About the Project
REC markets have since their early conceptualization in 1995-96 in California spread around the world, including to Sweden, Norway, India and South Africa, where they have developed under different names and guises. Being products that have emerged as responses to the well-needed power sector transition, REC systems have evolved in highly knowledge- and technology-based discourses under continuous change. The markets have as a result adapted to different circumstances. While initially envisaged as instruments of law with the purpose of promoting electricity production from renewable energy sources through state sanctioned purchase obligations, RECs soon developed also under voluntary schemes operated by state and/or non-state actors. They have since then developed further similarities and differences indicating a paradoxical process of fragmented convergence. This anomaly triggers questions concerning, on the one hand, how the REC systems relate to each other and, on the other hand, how they respond to contextual differences.
Objective
As instruments with a common denominator of identifying electricity production from certain energy sources, RECs are for their very existence dependent on the physical realities on the power sector and the social discourses affecting the sector.

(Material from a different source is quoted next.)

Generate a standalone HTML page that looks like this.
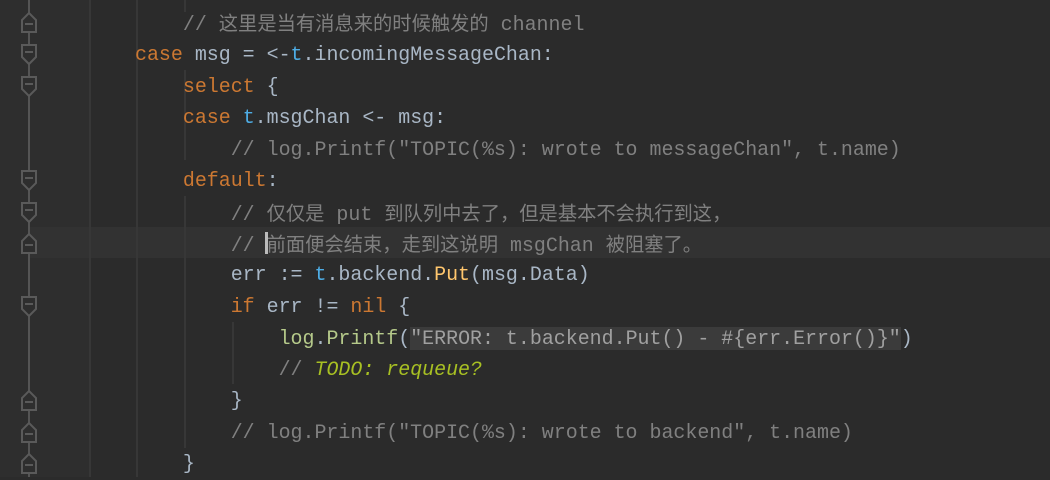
<!DOCTYPE html>
<html><head><meta charset="utf-8"><style>
body{margin:0;width:1050px;height:477px;background:#2b2b2b;overflow:hidden;position:relative;font-family:"Liberation Mono","Noto Sans CJK SC",monospace;font-size:19.95px}
.l{position:absolute;left:135px;white-space:pre;color:#a9b7c6;height:31.5px;line-height:31.5px}
.k{color:#cc7832}.b{color:#4eade5}.c{color:#808080}.f{color:#ffc66d}.g{color:#b5c98a}
.z{font-family:"Noto Sans CJK SC",sans-serif;font-size:19.3px}
.todo{color:#a8c023;font-style:italic}
.s{background:#3b3b3b;color:#a0a0a0}
.v{position:absolute;width:2px;background:#373737}
svg{position:absolute;left:0;top:0}
</style></head><body>
<div style="position:absolute;left:0;top:0;width:89px;height:477px;background:#2e2e2e"></div>
<div style="position:absolute;left:30px;top:227px;width:1020px;height:31px;background:#323232"></div>
<div class="v" style="left:89px;top:0;height:477px"></div>
<div class="v" style="left:136px;top:0;height:477px"></div>
<div class="v" style="left:184px;top:0;height:12px"></div>
<div class="v" style="left:184px;top:70px;height:90px"></div>
<div class="v" style="left:184px;top:196px;height:252px"></div>
<div class="v" style="left:232px;top:322px;height:62px"></div>
<svg width="60" height="477">
<line x1="29" y1="0" x2="29" y2="477" stroke="#555" stroke-width="2"/>
<g fill="#2e2e2e" stroke="#5a5a5a" stroke-width="2">
<g id="u"><path d="M22 32V20L29 13L36 20V32Z"/><line x1="25" y1="24" x2="33" y2="24"/></g>
<use href="#u" y="221"/><use href="#u" y="378"/><use href="#u" y="410"/><use href="#u" y="441"/>
<g id="d"><path d="M22 45V57L29 64L36 57V45Z"/><line x1="25" y1="52" x2="33" y2="52"/></g>
<use href="#d" y="0" transform="translate(0,0)"/>
</g>
<g fill="#2e2e2e" stroke="#5a5a5a" stroke-width="2">
<use href="#d" y="32"/><use href="#d" y="126"/><use href="#d" y="158"/><use href="#d" y="252"/>
</g></svg>
<div class="l" style="top:7px">    <span class="c">// <span class="z">这里是当有消息来的时候触发的</span> channel</span></div>
<div class="l" style="top:39px"><span class="k">case</span> msg = &lt;-<span class="b">t</span>.incomingMessageChan:</div>
<div class="l" style="top:71px">    <span class="k">select</span> {</div>
<div class="l" style="top:102px">    <span class="k">case</span> <span class="b">t</span>.msgChan &lt;- msg:</div>
<div class="l" style="top:134px">        <span class="c">// log.Printf("TOPIC(%s): wrote to messageChan", t.name)</span></div>
<div class="l" style="top:165px">    <span class="k">default</span>:</div>
<div class="l" style="top:197px">        <span class="c">// <span class="z">仅仅是</span> put <span class="z">到队列中去了，但是基本不会执行到这，</span></span></div>
<div class="l" style="top:228px">        <span class="c">// <span class="z">前面便会结束，走到这说明</span> msgChan <span class="z">被阻塞了。</span></span></div>
<div style="position:absolute;left:265px;top:232px;width:3px;height:22px;background:#bbb"></div>
<div class="l" style="top:259px">        err := <span class="b">t</span>.backend.<span class="f">Put</span>(msg.Data)</div>
<div class="l" style="top:291px">        <span class="k">if</span> err != <span class="k">nil</span> {</div>
<div class="l" style="top:323px">            <span class="g">log</span>.<span class="g">Printf</span>(<span class="s">"ERROR: t.backend.Put() - #{err.Error()}"</span>)</div>
<div class="l" style="top:354px">            <span class="c">// </span><span class="todo">TODO: requeue?</span></div>
<div class="l" style="top:385px">        }</div>
<div class="l" style="top:417px">        <span class="c">// log.Printf("TOPIC(%s): wrote to backend", t.name)</span></div>
<div class="l" style="top:448px">    }</div>
</body></html>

In line with this reality, the primary objective of this research is to advance a greater understanding of how REC systems evolve connections to socio-technical discourses of the power sectors in Sweden, Norway, South Africa and India. The secondary objective builds on the findings of the primary objective as the research also seeks to explain the future role REC markets may have in the examined countries.
This PhD project is estimated to be undertaken during four years, from September 2014 until August 2018.